EXERCISE GOAL => The exercise asks you to copy every line below in which "screenshot" appears.

MATERIALS PROVIDED =>
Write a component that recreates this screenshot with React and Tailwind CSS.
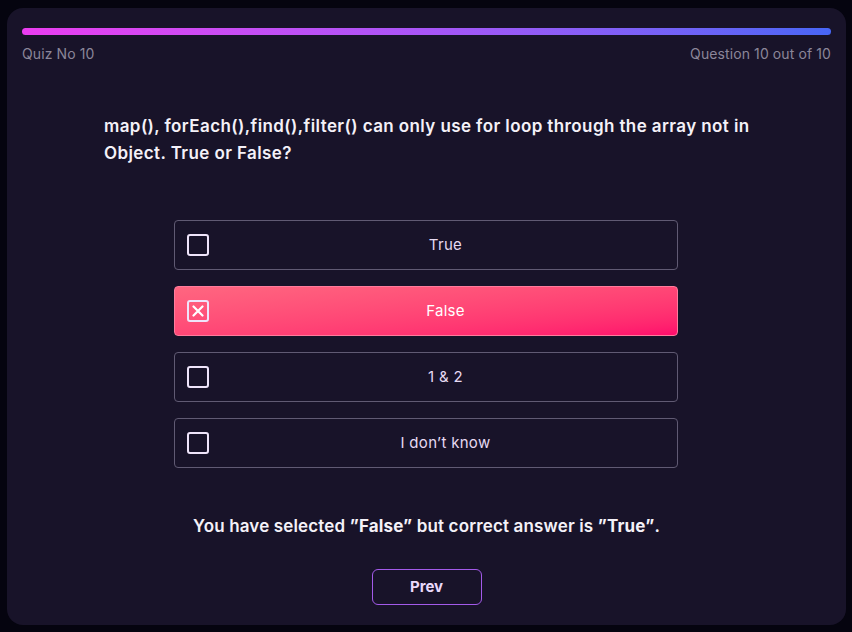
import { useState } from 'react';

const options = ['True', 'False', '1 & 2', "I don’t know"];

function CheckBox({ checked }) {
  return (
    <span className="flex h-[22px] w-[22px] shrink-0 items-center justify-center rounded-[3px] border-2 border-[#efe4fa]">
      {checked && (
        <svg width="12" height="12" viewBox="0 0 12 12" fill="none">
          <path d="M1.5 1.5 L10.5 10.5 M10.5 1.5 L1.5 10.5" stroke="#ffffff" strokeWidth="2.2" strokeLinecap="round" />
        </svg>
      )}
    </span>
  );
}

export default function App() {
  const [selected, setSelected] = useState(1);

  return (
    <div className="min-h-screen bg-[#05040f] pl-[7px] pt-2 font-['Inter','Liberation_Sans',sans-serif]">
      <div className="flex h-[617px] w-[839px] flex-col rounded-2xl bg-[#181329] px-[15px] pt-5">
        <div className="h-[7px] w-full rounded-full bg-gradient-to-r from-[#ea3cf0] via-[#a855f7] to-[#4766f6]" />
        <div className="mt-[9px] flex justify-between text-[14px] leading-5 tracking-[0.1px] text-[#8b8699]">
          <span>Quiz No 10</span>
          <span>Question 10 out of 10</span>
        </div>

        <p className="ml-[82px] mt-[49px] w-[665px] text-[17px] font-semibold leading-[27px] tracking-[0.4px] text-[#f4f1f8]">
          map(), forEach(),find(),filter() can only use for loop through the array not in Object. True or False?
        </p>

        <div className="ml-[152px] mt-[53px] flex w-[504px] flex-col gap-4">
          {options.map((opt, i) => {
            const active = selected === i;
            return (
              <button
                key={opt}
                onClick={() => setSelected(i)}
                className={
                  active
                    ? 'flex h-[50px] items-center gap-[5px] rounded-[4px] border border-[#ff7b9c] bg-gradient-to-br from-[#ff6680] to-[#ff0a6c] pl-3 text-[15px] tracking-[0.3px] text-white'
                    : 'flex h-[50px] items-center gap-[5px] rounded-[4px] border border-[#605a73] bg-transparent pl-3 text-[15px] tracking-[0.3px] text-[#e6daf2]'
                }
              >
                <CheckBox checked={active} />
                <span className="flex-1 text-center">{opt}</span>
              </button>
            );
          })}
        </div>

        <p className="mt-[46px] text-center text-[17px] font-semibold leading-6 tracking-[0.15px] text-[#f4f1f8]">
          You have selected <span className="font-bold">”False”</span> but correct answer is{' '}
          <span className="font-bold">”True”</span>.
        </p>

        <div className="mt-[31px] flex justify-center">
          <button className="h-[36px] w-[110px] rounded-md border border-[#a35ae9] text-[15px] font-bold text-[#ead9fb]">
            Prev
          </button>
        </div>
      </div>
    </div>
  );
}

--

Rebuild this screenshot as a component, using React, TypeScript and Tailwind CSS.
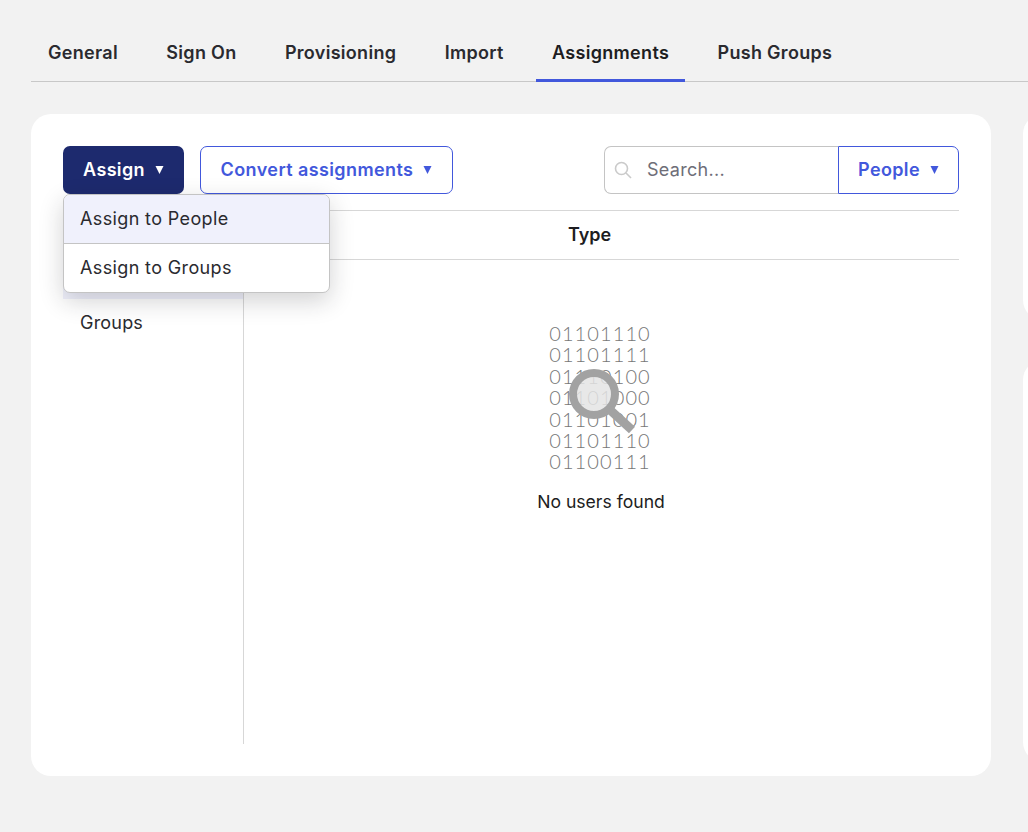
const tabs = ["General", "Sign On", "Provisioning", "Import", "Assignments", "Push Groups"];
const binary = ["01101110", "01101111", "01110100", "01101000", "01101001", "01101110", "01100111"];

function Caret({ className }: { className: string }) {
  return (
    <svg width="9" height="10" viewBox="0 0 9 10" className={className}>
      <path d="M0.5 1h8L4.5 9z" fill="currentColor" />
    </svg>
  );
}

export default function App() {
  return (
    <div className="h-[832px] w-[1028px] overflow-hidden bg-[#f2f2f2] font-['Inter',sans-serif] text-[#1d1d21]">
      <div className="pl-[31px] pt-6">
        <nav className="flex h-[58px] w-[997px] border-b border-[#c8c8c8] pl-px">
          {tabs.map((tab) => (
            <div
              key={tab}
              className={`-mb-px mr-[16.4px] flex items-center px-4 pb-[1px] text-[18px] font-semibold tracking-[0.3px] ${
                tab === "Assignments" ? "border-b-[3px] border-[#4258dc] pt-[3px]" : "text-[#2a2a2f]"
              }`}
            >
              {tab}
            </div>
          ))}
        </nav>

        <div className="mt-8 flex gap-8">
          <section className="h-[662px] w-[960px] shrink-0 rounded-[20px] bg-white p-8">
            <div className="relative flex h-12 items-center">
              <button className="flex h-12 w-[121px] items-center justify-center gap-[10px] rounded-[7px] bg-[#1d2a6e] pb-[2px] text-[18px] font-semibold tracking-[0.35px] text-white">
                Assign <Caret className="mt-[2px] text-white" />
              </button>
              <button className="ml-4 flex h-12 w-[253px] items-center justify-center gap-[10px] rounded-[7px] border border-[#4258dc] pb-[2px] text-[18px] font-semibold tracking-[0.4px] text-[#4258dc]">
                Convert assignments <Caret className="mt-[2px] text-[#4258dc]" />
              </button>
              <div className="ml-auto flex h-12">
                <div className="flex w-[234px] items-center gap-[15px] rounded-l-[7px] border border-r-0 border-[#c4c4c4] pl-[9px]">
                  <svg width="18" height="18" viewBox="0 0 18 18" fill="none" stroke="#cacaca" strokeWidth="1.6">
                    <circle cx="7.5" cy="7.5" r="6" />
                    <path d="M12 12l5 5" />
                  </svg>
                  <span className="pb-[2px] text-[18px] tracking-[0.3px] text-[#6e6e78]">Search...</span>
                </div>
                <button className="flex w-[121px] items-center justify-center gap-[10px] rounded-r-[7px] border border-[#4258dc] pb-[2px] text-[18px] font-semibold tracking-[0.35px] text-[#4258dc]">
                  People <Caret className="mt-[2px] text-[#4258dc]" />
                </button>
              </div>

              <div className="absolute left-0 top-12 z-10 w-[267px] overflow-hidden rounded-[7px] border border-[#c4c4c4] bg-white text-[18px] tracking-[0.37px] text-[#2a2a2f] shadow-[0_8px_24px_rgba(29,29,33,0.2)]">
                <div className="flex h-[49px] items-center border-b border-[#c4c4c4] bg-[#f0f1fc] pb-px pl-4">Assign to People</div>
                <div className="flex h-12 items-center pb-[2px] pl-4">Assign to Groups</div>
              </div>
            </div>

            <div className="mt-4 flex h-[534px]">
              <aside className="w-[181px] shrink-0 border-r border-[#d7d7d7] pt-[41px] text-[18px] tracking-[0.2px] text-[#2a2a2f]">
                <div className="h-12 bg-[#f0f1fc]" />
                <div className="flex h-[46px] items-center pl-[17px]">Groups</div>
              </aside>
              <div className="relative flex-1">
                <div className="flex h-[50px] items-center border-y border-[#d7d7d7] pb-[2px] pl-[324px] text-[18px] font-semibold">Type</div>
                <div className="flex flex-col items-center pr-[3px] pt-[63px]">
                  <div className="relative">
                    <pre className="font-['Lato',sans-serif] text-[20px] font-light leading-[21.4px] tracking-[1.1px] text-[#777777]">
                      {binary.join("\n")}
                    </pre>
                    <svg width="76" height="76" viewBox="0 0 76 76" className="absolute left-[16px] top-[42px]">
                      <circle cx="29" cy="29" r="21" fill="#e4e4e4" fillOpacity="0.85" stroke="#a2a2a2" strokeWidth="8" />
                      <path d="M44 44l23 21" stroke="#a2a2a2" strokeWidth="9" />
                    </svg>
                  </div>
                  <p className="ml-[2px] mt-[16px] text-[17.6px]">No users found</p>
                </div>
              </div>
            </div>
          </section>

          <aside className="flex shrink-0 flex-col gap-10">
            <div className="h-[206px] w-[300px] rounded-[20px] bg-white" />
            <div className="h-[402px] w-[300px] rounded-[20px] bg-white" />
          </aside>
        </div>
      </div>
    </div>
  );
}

==

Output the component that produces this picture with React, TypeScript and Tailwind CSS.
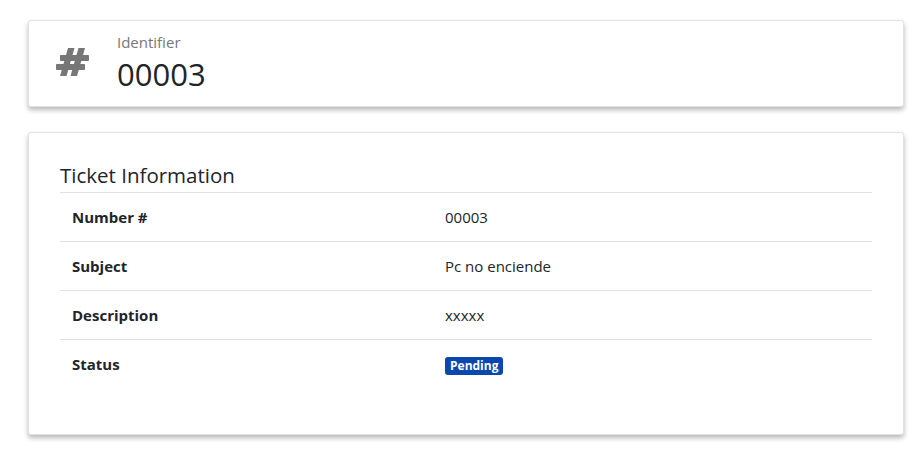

RESPONSE TO THIS TASK =>
Write a component that recreates this screenshot with React and Tailwind CSS.
Rebuild this screenshot as a component, using React, TypeScript and Tailwind CSS.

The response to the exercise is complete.